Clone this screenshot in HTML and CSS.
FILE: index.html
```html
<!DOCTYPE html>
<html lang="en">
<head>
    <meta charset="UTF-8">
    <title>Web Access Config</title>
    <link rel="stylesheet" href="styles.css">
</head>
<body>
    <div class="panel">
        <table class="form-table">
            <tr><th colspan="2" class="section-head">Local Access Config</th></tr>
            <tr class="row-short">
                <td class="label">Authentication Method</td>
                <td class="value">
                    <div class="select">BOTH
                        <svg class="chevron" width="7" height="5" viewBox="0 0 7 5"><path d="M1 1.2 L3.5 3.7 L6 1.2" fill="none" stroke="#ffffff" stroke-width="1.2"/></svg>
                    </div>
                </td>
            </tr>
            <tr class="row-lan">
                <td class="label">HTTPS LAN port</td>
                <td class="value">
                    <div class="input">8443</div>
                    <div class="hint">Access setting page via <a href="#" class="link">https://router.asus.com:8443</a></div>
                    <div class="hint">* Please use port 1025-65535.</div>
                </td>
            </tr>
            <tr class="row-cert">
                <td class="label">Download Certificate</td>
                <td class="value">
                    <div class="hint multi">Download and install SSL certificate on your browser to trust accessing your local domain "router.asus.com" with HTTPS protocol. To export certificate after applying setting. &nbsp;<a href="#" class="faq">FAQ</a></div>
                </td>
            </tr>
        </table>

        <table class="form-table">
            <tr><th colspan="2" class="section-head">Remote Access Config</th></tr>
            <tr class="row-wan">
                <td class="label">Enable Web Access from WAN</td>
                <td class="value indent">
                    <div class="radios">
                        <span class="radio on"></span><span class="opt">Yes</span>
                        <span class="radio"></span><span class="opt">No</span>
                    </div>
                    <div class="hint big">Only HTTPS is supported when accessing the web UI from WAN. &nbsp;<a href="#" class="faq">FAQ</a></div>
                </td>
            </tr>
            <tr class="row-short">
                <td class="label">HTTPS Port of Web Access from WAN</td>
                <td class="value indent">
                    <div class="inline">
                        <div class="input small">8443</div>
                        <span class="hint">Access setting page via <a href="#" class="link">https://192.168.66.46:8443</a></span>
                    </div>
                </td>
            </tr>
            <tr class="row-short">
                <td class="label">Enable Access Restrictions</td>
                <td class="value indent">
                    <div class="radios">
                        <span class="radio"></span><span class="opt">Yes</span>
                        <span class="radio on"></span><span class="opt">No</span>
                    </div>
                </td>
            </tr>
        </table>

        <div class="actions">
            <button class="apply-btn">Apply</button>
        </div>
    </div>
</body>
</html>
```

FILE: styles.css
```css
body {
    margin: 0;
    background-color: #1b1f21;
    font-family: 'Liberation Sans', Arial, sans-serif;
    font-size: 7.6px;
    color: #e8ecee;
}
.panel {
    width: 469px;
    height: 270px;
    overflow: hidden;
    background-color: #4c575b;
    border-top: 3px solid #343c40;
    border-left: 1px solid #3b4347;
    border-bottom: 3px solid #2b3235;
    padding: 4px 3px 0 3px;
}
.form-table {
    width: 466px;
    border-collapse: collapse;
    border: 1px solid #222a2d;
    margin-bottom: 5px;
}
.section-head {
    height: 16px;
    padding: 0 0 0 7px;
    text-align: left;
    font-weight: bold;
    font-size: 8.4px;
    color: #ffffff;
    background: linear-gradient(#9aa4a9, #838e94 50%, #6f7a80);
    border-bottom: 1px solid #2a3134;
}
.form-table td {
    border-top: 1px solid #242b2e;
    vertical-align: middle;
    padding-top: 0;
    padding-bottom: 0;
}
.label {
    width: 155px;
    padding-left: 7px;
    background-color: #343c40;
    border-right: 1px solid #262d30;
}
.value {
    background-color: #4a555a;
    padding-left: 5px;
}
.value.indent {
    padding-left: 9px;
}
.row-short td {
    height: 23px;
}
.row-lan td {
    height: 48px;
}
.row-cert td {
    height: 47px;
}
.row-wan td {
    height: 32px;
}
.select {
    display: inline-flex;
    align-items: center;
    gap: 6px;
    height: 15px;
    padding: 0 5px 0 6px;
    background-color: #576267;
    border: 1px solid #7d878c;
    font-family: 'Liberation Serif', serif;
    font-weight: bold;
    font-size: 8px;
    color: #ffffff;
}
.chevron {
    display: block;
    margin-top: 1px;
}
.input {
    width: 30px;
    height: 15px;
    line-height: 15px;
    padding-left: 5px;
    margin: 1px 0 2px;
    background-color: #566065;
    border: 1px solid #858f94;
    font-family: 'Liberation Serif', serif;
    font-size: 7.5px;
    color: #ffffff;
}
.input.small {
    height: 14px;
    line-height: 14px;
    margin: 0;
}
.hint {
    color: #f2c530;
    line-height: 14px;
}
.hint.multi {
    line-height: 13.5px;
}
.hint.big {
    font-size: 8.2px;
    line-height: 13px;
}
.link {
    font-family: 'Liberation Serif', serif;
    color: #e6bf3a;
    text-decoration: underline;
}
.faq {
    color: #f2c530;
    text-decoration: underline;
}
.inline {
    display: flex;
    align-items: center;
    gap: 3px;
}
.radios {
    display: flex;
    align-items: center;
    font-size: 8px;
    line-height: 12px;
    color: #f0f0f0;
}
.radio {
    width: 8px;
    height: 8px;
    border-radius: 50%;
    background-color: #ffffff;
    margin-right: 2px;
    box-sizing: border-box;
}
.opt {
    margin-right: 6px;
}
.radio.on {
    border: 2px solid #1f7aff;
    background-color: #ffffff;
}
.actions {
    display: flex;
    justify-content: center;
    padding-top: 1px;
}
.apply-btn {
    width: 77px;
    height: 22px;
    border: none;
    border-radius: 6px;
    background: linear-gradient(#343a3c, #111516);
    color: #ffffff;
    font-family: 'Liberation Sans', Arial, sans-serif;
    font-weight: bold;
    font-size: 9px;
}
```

= Aim of the exercise =
Copy all the lines, exactly.

= Written reply =
Clone this screenshot in HTML and CSS.
FILE: index.html
```html
<!DOCTYPE html>
<html lang="en">
<head>
    <meta charset="UTF-8">
    <title>Web Access Config</title>
    <link rel="stylesheet" href="styles.css">
</head>
<body>
    <div class="panel">
        <table class="form-table">
            <tr><th colspan="2" class="section-head">Local Access Config</th></tr>
            <tr class="row-short">
                <td class="label">Authentication Method</td>
                <td class="value">
                    <div class="select">BOTH
                        <svg class="chevron" width="7" height="5" viewBox="0 0 7 5"><path d="M1 1.2 L3.5 3.7 L6 1.2" fill="none" stroke="#ffffff" stroke-width="1.2"/></svg>
                    </div>
                </td>
            </tr>
            <tr class="row-lan">
                <td class="label">HTTPS LAN port</td>
                <td class="value">
                    <div class="input">8443</div>
                    <div class="hint">Access setting page via <a href="#" class="link">https://router.asus.com:8443</a></div>
                    <div class="hint">* Please use port 1025-65535.</div>
                </td>
            </tr>
            <tr class="row-cert">
                <td class="label">Download Certificate</td>
                <td class="value">
                    <div class="hint multi">Download and install SSL certificate on your browser to trust accessing your local domain "router.asus.com" with HTTPS protocol. To export certificate after applying setting. &nbsp;<a href="#" class="faq">FAQ</a></div>
                </td>
            </tr>
        </table>

        <table class="form-table">
            <tr><th colspan="2" class="section-head">Remote Access Config</th></tr>
            <tr class="row-wan">
                <td class="label">Enable Web Access from WAN</td>
                <td class="value indent">
                    <div class="radios">
                        <span class="radio on"></span><span class="opt">Yes</span>
                        <span class="radio"></span><span class="opt">No</span>
                    </div>
                    <div class="hint big">Only HTTPS is supported when accessing the web UI from WAN. &nbsp;<a href="#" class="faq">FAQ</a></div>
                </td>
            </tr>
            <tr class="row-short">
                <td class="label">HTTPS Port of Web Access from WAN</td>
                <td class="value indent">
                    <div class="inline">
                        <div class="input small">8443</div>
                        <span class="hint">Access setting page via <a href="#" class="link">https://192.168.66.46:8443</a></span>
                    </div>
                </td>
            </tr>
            <tr class="row-short">
                <td class="label">Enable Access Restrictions</td>
                <td class="value indent">
                    <div class="radios">
                        <span class="radio"></span><span class="opt">Yes</span>
                        <span class="radio on"></span><span class="opt">No</span>
                    </div>
                </td>
            </tr>
        </table>

        <div class="actions">
            <button class="apply-btn">Apply</button>
        </div>
    </div>
</body>
</html>
```

FILE: styles.css
```css
body {
    margin: 0;
    background-color: #1b1f21;
    font-family: 'Liberation Sans', Arial, sans-serif;
    font-size: 7.6px;
    color: #e8ecee;
}
.panel {
    width: 469px;
    height: 270px;
    overflow: hidden;
    background-color: #4c575b;
    border-top: 3px solid #343c40;
    border-left: 1px solid #3b4347;
    border-bottom: 3px solid #2b3235;
    padding: 4px 3px 0 3px;
}
.form-table {
    width: 466px;
    border-collapse: collapse;
    border: 1px solid #222a2d;
    margin-bottom: 5px;
}
.section-head {
    height: 16px;
    padding: 0 0 0 7px;
    text-align: left;
    font-weight: bold;
    font-size: 8.4px;
    color: #ffffff;
    background: linear-gradient(#9aa4a9, #838e94 50%, #6f7a80);
    border-bottom: 1px solid #2a3134;
}
.form-table td {
    border-top: 1px solid #242b2e;
    vertical-align: middle;
    padding-top: 0;
    padding-bottom: 0;
}
.label {
    width: 155px;
    padding-left: 7px;
    background-color: #343c40;
    border-right: 1px solid #262d30;
}
.value {
    background-color: #4a555a;
    padding-left: 5px;
}
.value.indent {
    padding-left: 9px;
}
.row-short td {
    height: 23px;
}
.row-lan td {
    height: 48px;
}
.row-cert td {
    height: 47px;
}
.row-wan td {
    height: 32px;
}
.select {
    display: inline-flex;
    align-items: center;
    gap: 6px;
    height: 15px;
    padding: 0 5px 0 6px;
    background-color: #576267;
    border: 1px solid #7d878c;
    font-family: 'Liberation Serif', serif;
    font-weight: bold;
    font-size: 8px;
    color: #ffffff;
}
.chevron {
    display: block;
    margin-top: 1px;
}
.input {
    width: 30px;
    height: 15px;
    line-height: 15px;
    padding-left: 5px;
    margin: 1px 0 2px;
    background-color: #566065;
    border: 1px solid #858f94;
    font-family: 'Liberation Serif', serif;
    font-size: 7.5px;
    color: #ffffff;
}
.input.small {
    height: 14px;
    line-height: 14px;
    margin: 0;
}
.hint {
    color: #f2c530;
    line-height: 14px;
}
.hint.multi {
    line-height: 13.5px;
}
.hint.big {
    font-size: 8.2px;
    line-height: 13px;
}
.link {
    font-family: 'Liberation Serif', serif;
    color: #e6bf3a;
    text-decoration: underline;
}
.faq {
    color: #f2c530;
    text-decoration: underline;
}
.inline {
    display: flex;
    align-items: center;
    gap: 3px;
}
.radios {
    display: flex;
    align-items: center;
    font-size: 8px;
    line-height: 12px;
    color: #f0f0f0;
}
.radio {
    width: 8px;
    height: 8px;
    border-radius: 50%;
    background-color: #ffffff;
    margin-right: 2px;
    box-sizing: border-box;
}
.opt {
    margin-right: 6px;
}
.radio.on {
    border: 2px solid #1f7aff;
    background-color: #ffffff;
}
.actions {
    display: flex;
    justify-content: center;
    padding-top: 1px;
}
.apply-btn {
    width: 77px;
    height: 22px;
    border: none;
    border-radius: 6px;
    background: linear-gradient(#343a3c, #111516);
    color: #ffffff;
    font-family: 'Liberation Sans', Arial, sans-serif;
    font-weight: bold;
    font-size: 9px;
}
```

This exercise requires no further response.